Elde kalan beş on gencini de Sakarya’ da toprağa vermiş bir halk var Cumhuriyet’ in elinde.

Kadın ve çocuklardan, yaşlılardan ibaret…

Sakarya Nehri’nde bir süre su değil kan akmış kan!

Sen bu destanların neresindesin şaşkın? Masa başına oturmuş laf ediyorsun. Bal kabağı!

Elde yok avuçta yok iken, Emperyalistlere karşı kazanılmış bir bağımsızlık savaşı var ortada.

Laik bir devlet ve toplum yapısı oluşturulmaya çalışılıyor.

Ülkede okur yazar yok iken devrim üstüne devrim yapılıyor.

“ Yurttaşlık” ve “Ulus” bilinci oluşturuluyor.

Bu arada günümüz mirasyedilerinin halen sata sata bitiremediği fabrikalar yapılıyor…

Sen eey tosuncuk, durmuş “Cumhuriyet Toplum Mühendisliği yaptı” diyorsun.

Bu koşullarda ne yapsaydı Cumhuriyet.

Cumhuriyet adam yetiştirdi adam!

Gördün mü şimdi seninkiler ne yetiştiriyor?

Salya sümük bir Fetö’ nün peşinden giden şu sözde koca koca adamlara bak!

Ülkenin Kozmik Odasını talan ettirdiler, yüzleri bile kızarmıyor.

Tarikat yurtlarında başında takkesi ile diz çöküp mollanın ağzına bakan çocuklarımıza bak!
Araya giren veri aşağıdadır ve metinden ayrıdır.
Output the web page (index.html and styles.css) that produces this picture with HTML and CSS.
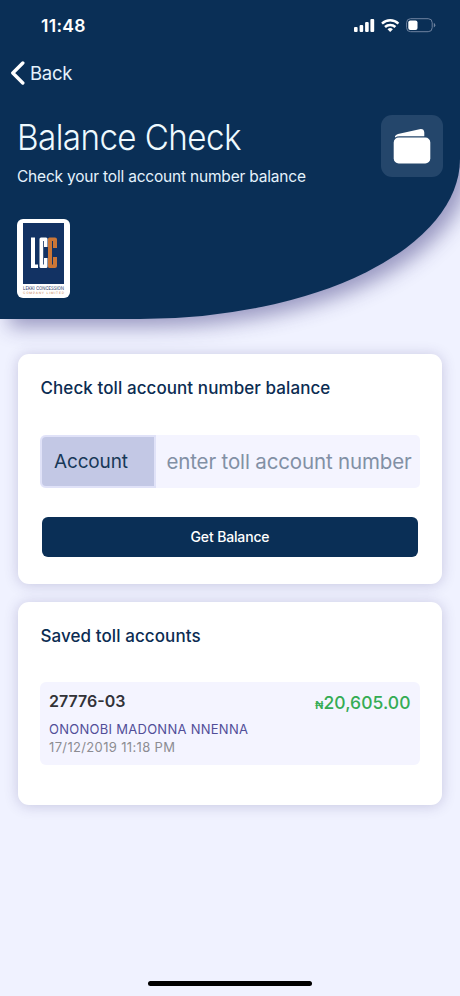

Sizi gidi gafiller sizi. Siz dün şaşkındınız, bu gün şaşkınsınız, yarın daha şaşkın olursunuz.

***

Bu arada Kemal Kılıçtaroğlu bir “İttifak” işine girdi, girip gireceğine pişman oldu.

Temenni edelim de adayların açıklanması Yerel Seçimlerden sonraya kalmasın.

Eh be Kılıçtaroğlu Cumhuriyet Halk Partisinde adam mı kalmamıştı sanki?

Neyine senin ittifak?

Sevgili okurlar, benim aklım bir taraftan da halâ 600 milletvekilinde.

Son Anayasa oylaması-Referandum öncesinde bir Tanrının kulu da çıkıp bize demedi ki: “Yav siz 600 milletvekilini ne yapacaksınız. Size 300 milletvekili bile çok. Bir şey ürettiğiniz yok zaten.  Bu kadar vekile nasıl bakacaksınız..”

Biz bu şeyi niçin yedik halâ anlamış değilim.

***

Bektaşi’ yi rica minnet camiye götürmüşler. Hoca başlamış anlatmaya.

-Bir yer vardır ki orada zengin fakir ayırımı yoktur. Dertli giren neşeli çıkar. Herkesin gönlü hoştur. Bilin bakalım orası neresidir?

-Neresi olacak, MEYHANEDİR demiş, Bektaşi.